Counters are the simplest form of sequential circuits and flip-flops are the basic building blocks of sequential circuits. Flip-flops are connected together to form counters. Apart from counting, counters can be used to measure some fundamental quantities like time, frequency, memory addresses etc.

In this article we will use an example of a three-bit binary counter to discuss the difference between synchronous and asynchronous counter . This is a binary counter, and it is capable of counting in binary sequence (that is 1’s and 0’s). It is capable of counting from 000)₂ to 111)₂. This counter resets itself and back to 000)₂ when it is reached to the maximum count. For an ‘N’-bit counter, ‘N’ number of flip-flops are required, and hence it is capable of counting up to 2^N-1. For example, an 8 bit binary counter has 8 flip-flops and can count up to 2⁸ – 1 = 256 – 1 = 255. Or in binary format, it can count from 00000000)₂ to 11111111)₂ and then reset. Designing an N-bit counter is easy — just add a flip-flop for every additional stage.

Asynchronous Counters

These counters are made up of a series of flip flops that are connected in series or back to back. The clock is applied to the first flip flop only.
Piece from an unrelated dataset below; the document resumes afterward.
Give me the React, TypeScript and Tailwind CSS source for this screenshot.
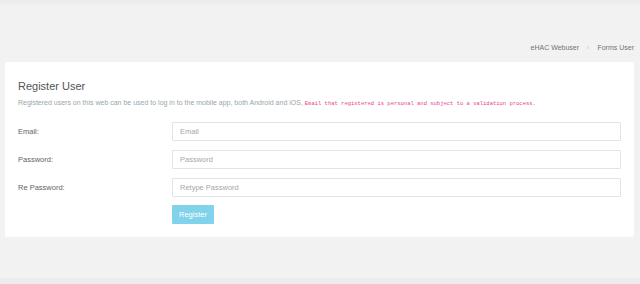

The second flip-flop is triggered by the transition that occurs at the output of the first flip-flop. Similarly, the clock input of the third flip-flop is triggered by the output of the second flip-flop and so on. Their operation and implementation are straightforward tasks, and hence minimum hardware is required. Each flip-flop is triggered by the previous flip-flop, as a result, the speed of operation is limited. The delay problem arises for the following reasons: The clock is applied to the first flip-flop and triggered FF0. This change cannot be felt by flip-flop FF1 immediately because of the propagation delay through the first flip-flop (FFO). Similarly, there is a propagation delay through FF1, after a delay, FF2 will be triggered. The effect of the input clock pulse is slowed downed, and after some delay, the change is felt by the last flip-flop. These types of counters are called series or ripple counters.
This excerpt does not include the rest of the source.